Rows from a dataset of pages and code

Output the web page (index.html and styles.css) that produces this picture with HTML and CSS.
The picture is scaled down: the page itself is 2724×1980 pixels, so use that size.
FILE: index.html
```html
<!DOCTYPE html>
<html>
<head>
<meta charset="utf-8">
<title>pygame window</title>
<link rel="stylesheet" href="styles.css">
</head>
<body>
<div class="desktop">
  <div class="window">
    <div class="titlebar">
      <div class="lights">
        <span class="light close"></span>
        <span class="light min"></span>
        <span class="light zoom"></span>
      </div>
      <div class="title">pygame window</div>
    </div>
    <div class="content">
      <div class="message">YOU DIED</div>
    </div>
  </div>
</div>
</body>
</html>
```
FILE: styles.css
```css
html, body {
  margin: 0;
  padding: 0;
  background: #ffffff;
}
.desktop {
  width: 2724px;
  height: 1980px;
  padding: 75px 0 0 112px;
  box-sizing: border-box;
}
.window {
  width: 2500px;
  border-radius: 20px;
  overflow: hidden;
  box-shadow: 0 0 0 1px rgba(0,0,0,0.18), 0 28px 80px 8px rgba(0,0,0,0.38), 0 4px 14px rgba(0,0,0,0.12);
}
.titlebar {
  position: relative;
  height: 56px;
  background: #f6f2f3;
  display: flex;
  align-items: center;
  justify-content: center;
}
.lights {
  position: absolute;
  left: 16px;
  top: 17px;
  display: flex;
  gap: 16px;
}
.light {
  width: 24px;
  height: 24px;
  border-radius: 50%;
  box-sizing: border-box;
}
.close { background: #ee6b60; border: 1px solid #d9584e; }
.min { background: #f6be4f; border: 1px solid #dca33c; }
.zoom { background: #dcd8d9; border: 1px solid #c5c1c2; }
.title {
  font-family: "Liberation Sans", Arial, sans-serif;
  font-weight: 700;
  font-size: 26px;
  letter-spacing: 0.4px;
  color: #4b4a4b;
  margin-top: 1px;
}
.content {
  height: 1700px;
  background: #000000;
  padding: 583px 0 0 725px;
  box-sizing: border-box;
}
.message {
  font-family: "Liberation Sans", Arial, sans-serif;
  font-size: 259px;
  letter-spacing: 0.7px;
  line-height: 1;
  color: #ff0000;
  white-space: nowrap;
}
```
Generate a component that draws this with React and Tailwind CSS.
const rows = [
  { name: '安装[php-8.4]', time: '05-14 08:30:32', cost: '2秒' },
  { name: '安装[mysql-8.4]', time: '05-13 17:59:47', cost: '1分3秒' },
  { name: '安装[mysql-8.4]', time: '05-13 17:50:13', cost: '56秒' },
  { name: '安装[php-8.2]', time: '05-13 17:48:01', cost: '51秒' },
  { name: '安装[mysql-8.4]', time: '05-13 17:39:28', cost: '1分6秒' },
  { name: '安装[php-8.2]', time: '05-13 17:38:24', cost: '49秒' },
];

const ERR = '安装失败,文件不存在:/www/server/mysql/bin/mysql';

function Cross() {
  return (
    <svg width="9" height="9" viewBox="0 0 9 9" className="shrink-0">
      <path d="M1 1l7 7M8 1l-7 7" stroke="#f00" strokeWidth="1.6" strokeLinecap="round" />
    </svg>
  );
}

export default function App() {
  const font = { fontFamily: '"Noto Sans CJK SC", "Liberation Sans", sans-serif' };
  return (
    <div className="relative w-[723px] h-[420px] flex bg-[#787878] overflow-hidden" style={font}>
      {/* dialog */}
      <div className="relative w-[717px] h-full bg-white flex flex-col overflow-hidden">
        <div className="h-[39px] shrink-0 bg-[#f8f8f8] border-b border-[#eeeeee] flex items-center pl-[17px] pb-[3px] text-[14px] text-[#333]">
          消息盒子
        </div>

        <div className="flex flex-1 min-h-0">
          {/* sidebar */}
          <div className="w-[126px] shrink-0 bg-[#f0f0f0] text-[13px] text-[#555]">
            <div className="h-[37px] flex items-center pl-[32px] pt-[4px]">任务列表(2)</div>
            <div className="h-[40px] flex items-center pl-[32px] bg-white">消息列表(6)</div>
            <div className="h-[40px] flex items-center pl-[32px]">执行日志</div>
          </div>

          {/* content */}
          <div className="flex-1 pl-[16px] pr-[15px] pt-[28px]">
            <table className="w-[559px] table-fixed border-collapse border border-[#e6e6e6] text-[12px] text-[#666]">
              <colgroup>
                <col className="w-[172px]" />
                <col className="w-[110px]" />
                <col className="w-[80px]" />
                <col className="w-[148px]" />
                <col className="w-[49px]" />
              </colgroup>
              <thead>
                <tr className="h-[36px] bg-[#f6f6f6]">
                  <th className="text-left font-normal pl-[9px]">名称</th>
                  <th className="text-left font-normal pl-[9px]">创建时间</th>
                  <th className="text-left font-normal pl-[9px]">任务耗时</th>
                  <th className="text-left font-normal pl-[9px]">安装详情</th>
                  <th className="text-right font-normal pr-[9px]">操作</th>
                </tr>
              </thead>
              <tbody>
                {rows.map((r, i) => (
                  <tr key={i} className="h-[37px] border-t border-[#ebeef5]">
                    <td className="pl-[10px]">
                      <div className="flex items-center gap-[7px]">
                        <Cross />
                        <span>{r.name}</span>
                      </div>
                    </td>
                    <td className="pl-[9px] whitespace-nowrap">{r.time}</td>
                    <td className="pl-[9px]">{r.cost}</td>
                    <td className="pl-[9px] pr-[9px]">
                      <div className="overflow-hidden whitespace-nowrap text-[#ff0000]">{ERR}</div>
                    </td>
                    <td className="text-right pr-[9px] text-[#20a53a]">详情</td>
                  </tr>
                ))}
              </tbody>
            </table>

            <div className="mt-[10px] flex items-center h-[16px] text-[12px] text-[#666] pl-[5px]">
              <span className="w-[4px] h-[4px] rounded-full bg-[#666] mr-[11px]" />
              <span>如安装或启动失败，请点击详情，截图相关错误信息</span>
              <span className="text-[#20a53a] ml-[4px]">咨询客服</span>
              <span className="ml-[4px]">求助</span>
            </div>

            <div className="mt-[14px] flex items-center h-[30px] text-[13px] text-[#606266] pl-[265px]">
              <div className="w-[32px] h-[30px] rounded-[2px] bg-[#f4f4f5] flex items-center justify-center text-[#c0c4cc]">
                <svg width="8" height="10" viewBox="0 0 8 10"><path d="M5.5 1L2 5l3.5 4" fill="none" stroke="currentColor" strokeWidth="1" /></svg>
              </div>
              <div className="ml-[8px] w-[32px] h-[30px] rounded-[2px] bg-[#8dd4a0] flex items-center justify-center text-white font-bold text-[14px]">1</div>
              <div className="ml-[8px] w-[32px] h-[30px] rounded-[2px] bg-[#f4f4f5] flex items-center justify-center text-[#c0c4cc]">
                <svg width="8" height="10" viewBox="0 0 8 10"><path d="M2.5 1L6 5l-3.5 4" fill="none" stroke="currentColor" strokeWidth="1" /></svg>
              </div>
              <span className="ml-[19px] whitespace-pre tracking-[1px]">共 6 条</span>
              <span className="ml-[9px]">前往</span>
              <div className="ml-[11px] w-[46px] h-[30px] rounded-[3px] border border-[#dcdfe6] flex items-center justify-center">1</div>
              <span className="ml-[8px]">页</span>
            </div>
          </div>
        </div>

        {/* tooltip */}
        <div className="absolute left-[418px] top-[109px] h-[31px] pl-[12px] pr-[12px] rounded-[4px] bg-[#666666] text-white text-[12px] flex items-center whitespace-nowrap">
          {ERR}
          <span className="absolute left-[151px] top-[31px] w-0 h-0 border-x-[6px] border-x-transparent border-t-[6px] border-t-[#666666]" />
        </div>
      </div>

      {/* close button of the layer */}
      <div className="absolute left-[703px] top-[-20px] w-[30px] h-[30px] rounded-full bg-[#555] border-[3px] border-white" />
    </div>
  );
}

■ SHORT EXERCISE
Output all of the data again, exactly.

■ TASK RESULT
Output the web page (index.html and styles.css) that produces this picture with HTML and CSS.
The picture is scaled down: the page itself is 2724×1980 pixels, so use that size.
FILE: index.html
```html
<!DOCTYPE html>
<html>
<head>
<meta charset="utf-8">
<title>pygame window</title>
<link rel="stylesheet" href="styles.css">
</head>
<body>
<div class="desktop">
  <div class="window">
    <div class="titlebar">
      <div class="lights">
        <span class="light close"></span>
        <span class="light min"></span>
        <span class="light zoom"></span>
      </div>
      <div class="title">pygame window</div>
    </div>
    <div class="content">
      <div class="message">YOU DIED</div>
    </div>
  </div>
</div>
</body>
</html>
```
FILE: styles.css
```css
html, body {
  margin: 0;
  padding: 0;
  background: #ffffff;
}
.desktop {
  width: 2724px;
  height: 1980px;
  padding: 75px 0 0 112px;
  box-sizing: border-box;
}
.window {
  width: 2500px;
  border-radius: 20px;
  overflow: hidden;
  box-shadow: 0 0 0 1px rgba(0,0,0,0.18), 0 28px 80px 8px rgba(0,0,0,0.38), 0 4px 14px rgba(0,0,0,0.12);
}
.titlebar {
  position: relative;
  height: 56px;
  background: #f6f2f3;
  display: flex;
  align-items: center;
  justify-content: center;
}
.lights {
  position: absolute;
  left: 16px;
  top: 17px;
  display: flex;
  gap: 16px;
}
.light {
  width: 24px;
  height: 24px;
  border-radius: 50%;
  box-sizing: border-box;
}
.close { background: #ee6b60; border: 1px solid #d9584e; }
.min { background: #f6be4f; border: 1px solid #dca33c; }
.zoom { background: #dcd8d9; border: 1px solid #c5c1c2; }
.title {
  font-family: "Liberation Sans", Arial, sans-serif;
  font-weight: 700;
  font-size: 26px;
  letter-spacing: 0.4px;
  color: #4b4a4b;
  margin-top: 1px;
}
.content {
  height: 1700px;
  background: #000000;
  padding: 583px 0 0 725px;
  box-sizing: border-box;
}
.message {
  font-family: "Liberation Sans", Arial, sans-serif;
  font-size: 259px;
  letter-spacing: 0.7px;
  line-height: 1;
  color: #ff0000;
  white-space: nowrap;
}
```
Generate a component that draws this with React and Tailwind CSS.
const rows = [
  { name: '安装[php-8.4]', time: '05-14 08:30:32', cost: '2秒' },
  { name: '安装[mysql-8.4]', time: '05-13 17:59:47', cost: '1分3秒' },
  { name: '安装[mysql-8.4]', time: '05-13 17:50:13', cost: '56秒' },
  { name: '安装[php-8.2]', time: '05-13 17:48:01', cost: '51秒' },
  { name: '安装[mysql-8.4]', time: '05-13 17:39:28', cost: '1分6秒' },
  { name: '安装[php-8.2]', time: '05-13 17:38:24', cost: '49秒' },
];

const ERR = '安装失败,文件不存在:/www/server/mysql/bin/mysql';

function Cross() {
  return (
    <svg width="9" height="9" viewBox="0 0 9 9" className="shrink-0">
      <path d="M1 1l7 7M8 1l-7 7" stroke="#f00" strokeWidth="1.6" strokeLinecap="round" />
    </svg>
  );
}

export default function App() {
  const font = { fontFamily: '"Noto Sans CJK SC", "Liberation Sans", sans-serif' };
  return (
    <div className="relative w-[723px] h-[420px] flex bg-[#787878] overflow-hidden" style={font}>
      {/* dialog */}
      <div className="relative w-[717px] h-full bg-white flex flex-col overflow-hidden">
        <div className="h-[39px] shrink-0 bg-[#f8f8f8] border-b border-[#eeeeee] flex items-center pl-[17px] pb-[3px] text-[14px] text-[#333]">
          消息盒子
        </div>

        <div className="flex flex-1 min-h-0">
          {/* sidebar */}
          <div className="w-[126px] shrink-0 bg-[#f0f0f0] text-[13px] text-[#555]">
            <div className="h-[37px] flex items-center pl-[32px] pt-[4px]">任务列表(2)</div>
            <div className="h-[40px] flex items-center pl-[32px] bg-white">消息列表(6)</div>
            <div className="h-[40px] flex items-center pl-[32px]">执行日志</div>
          </div>

          {/* content */}
          <div className="flex-1 pl-[16px] pr-[15px] pt-[28px]">
            <table className="w-[559px] table-fixed border-collapse border border-[#e6e6e6] text-[12px] text-[#666]">
              <colgroup>
                <col className="w-[172px]" />
                <col className="w-[110px]" />
                <col className="w-[80px]" />
                <col className="w-[148px]" />
                <col className="w-[49px]" />
              </colgroup>
              <thead>
                <tr className="h-[36px] bg-[#f6f6f6]">
                  <th className="text-left font-normal pl-[9px]">名称</th>
                  <th className="text-left font-normal pl-[9px]">创建时间</th>
                  <th className="text-left font-normal pl-[9px]">任务耗时</th>
                  <th className="text-left font-normal pl-[9px]">安装详情</th>
                  <th className="text-right font-normal pr-[9px]">操作</th>
                </tr>
              </thead>
              <tbody>
                {rows.map((r, i) => (
                  <tr key={i} className="h-[37px] border-t border-[#ebeef5]">
                    <td className="pl-[10px]">
                      <div className="flex items-center gap-[7px]">
                        <Cross />
                        <span>{r.name}</span>
                      </div>
                    </td>
                    <td className="pl-[9px] whitespace-nowrap">{r.time}</td>
                    <td className="pl-[9px]">{r.cost}</td>
                    <td className="pl-[9px] pr-[9px]">
                      <div className="overflow-hidden whitespace-nowrap text-[#ff0000]">{ERR}</div>
                    </td>
                    <td className="text-right pr-[9px] text-[#20a53a]">详情</td>
                  </tr>
                ))}
              </tbody>
            </table>

            <div className="mt-[10px] flex items-center h-[16px] text-[12px] text-[#666] pl-[5px]">
              <span className="w-[4px] h-[4px] rounded-full bg-[#666] mr-[11px]" />
              <span>如安装或启动失败，请点击详情，截图相关错误信息</span>
              <span className="text-[#20a53a] ml-[4px]">咨询客服</span>
              <span className="ml-[4px]">求助</span>
            </div>

            <div className="mt-[14px] flex items-center h-[30px] text-[13px] text-[#606266] pl-[265px]">
              <div className="w-[32px] h-[30px] rounded-[2px] bg-[#f4f4f5] flex items-center justify-center text-[#c0c4cc]">
                <svg width="8" height="10" viewBox="0 0 8 10"><path d="M5.5 1L2 5l3.5 4" fill="none" stroke="currentColor" strokeWidth="1" /></svg>
              </div>
              <div className="ml-[8px] w-[32px] h-[30px] rounded-[2px] bg-[#8dd4a0] flex items-center justify-center text-white font-bold text-[14px]">1</div>
              <div className="ml-[8px] w-[32px] h-[30px] rounded-[2px] bg-[#f4f4f5] flex items-center justify-center text-[#c0c4cc]">
                <svg width="8" height="10" viewBox="0 0 8 10"><path d="M2.5 1L6 5l-3.5 4" fill="none" stroke="currentColor" strokeWidth="1" /></svg>
              </div>
              <span className="ml-[19px] whitespace-pre tracking-[1px]">共 6 条</span>
              <span className="ml-[9px]">前往</span>
              <div className="ml-[11px] w-[46px] h-[30px] rounded-[3px] border border-[#dcdfe6] flex items-center justify-center">1</div>
              <span className="ml-[8px]">页</span>
            </div>
          </div>
        </div>

        {/* tooltip */}
        <div className="absolute left-[418px] top-[109px] h-[31px] pl-[12px] pr-[12px] rounded-[4px] bg-[#666666] text-white text-[12px] flex items-center whitespace-nowrap">
          {ERR}
          <span className="absolute left-[151px] top-[31px] w-0 h-0 border-x-[6px] border-x-transparent border-t-[6px] border-t-[#666666]" />
        </div>
      </div>

      {/* close button of the layer */}
      <div className="absolute left-[703px] top-[-20px] w-[30px] h-[30px] rounded-full bg-[#555] border-[3px] border-white" />
    </div>
  );
}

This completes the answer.